Recently I needed a way of building an executable on a remote machine using only a keyboard. Basically I needed to "type out an executable" (think of it as I had a very basic "ah-hem" shell that I wanted to make more secure). Because my target host was Windows based, it is not as easy as uploading and compiling from source. I could of course simply use tricks found at
http://commandlinekungfu.com to download the file, however I wanted to find a solution where this system didn't create any outgoing requests that resulted in the downloading of an executable. The technique described below is already being used by some very common cyber-security tools such as Fasttrack and sqlmap. It is an interesting solution, one that might help you out with a project in the future.
The problem is that you cant simply type out an executable binary. There are multiple characters that are not printable ascii, so your binary will fail if you try.

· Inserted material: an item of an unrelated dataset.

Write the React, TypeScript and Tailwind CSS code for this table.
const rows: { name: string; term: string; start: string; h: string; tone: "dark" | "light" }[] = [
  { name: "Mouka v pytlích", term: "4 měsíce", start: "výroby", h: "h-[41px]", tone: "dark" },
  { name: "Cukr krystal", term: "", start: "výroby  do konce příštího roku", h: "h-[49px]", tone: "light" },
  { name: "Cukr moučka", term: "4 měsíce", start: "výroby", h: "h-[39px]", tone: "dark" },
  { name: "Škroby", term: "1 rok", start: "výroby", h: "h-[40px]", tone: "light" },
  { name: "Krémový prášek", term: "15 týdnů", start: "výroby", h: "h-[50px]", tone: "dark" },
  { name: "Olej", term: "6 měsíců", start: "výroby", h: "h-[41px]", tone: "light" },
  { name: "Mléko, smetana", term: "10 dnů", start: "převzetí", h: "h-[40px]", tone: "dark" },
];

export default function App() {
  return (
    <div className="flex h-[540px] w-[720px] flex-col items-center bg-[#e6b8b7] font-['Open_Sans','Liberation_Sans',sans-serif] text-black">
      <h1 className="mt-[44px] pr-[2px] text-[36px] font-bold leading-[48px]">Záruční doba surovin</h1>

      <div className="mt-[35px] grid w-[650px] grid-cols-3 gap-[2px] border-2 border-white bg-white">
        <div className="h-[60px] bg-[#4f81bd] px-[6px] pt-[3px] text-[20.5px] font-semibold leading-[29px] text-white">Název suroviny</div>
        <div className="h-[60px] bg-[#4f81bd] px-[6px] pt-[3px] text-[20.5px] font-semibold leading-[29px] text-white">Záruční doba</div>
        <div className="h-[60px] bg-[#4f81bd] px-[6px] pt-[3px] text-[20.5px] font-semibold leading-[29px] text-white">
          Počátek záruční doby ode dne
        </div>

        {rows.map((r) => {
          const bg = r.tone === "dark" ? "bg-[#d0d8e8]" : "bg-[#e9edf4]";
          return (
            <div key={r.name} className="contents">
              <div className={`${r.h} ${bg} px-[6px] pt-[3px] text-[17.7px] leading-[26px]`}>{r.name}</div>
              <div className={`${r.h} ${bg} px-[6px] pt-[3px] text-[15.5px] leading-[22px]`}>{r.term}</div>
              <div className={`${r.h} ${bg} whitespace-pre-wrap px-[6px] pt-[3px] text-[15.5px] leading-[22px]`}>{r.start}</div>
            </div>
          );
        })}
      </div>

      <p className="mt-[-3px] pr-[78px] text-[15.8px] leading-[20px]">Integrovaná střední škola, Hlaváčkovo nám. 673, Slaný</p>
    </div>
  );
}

However there are some tools that will allow us to convert the already compiled binary into ascii printable debug scripts, which can be reassembled using the native debug command on windows machines. Thus creating a "portable" binary that is Ascii printable, therefore gives us the ability to "type out an executable"

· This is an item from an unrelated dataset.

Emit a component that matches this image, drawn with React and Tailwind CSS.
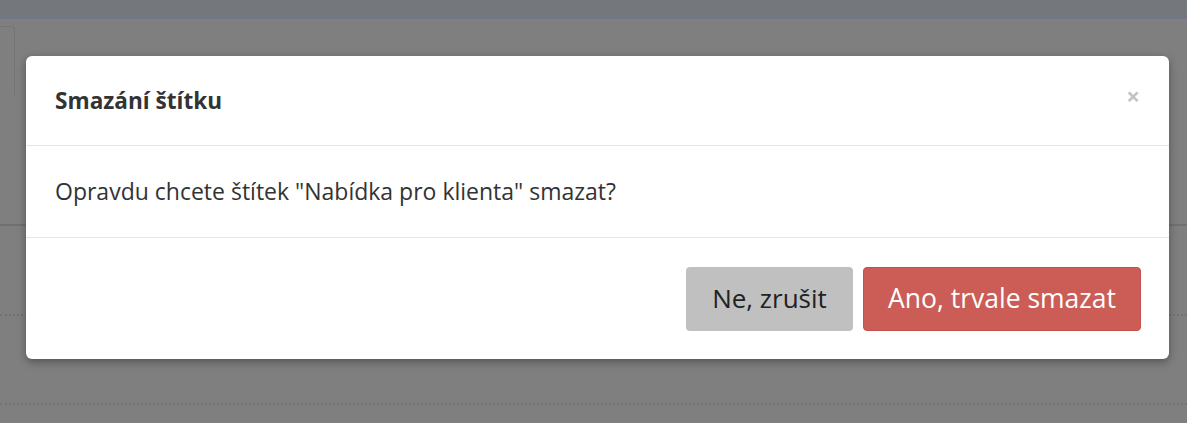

In order to do this we need a few things:
*
The Executable we want to transfer
*
UPX Packer (not needed but helpful)
*
dbgtool (Python / Windows)
For this article we will be using the windows Ncat binary (
http://nmap.org/ncat/) and since my machine is OSX, the python based tools in our example.
Ncat
Ncat is a feature-packed networking utility which will read and write data across a network from the command line.
Ncat was written for the Nmap Project as a much-improved reimplementation of the venerable Netcat. It uses both TCP
and UDP for communication and is designed to be a reliable back-end tool to instantly provide network connectivity to
other applications and users. Ncat will not only work with IPv4 and IPv6 but provides the user with a virtually limitless
number of potential uses.
Because our target is a windows host, we need to download and unpack nmap for Windows (ncat now is packaged with nmap). Because we are going to communicating this executable via ?keyboard? or some other slow method, we would be smart to compress this file as much as possible before we convert it. We will need to use a packer that self decompresses and retains the ability to execute.
UPX is a free, portable, extendable, high-performance executable packer for several different executable formats. It achieves an excellent compression ratio and offers very fast decompression. Your executables suffer no memory overhead or other drawbacks for most of the formats supported, because of in-place decompression.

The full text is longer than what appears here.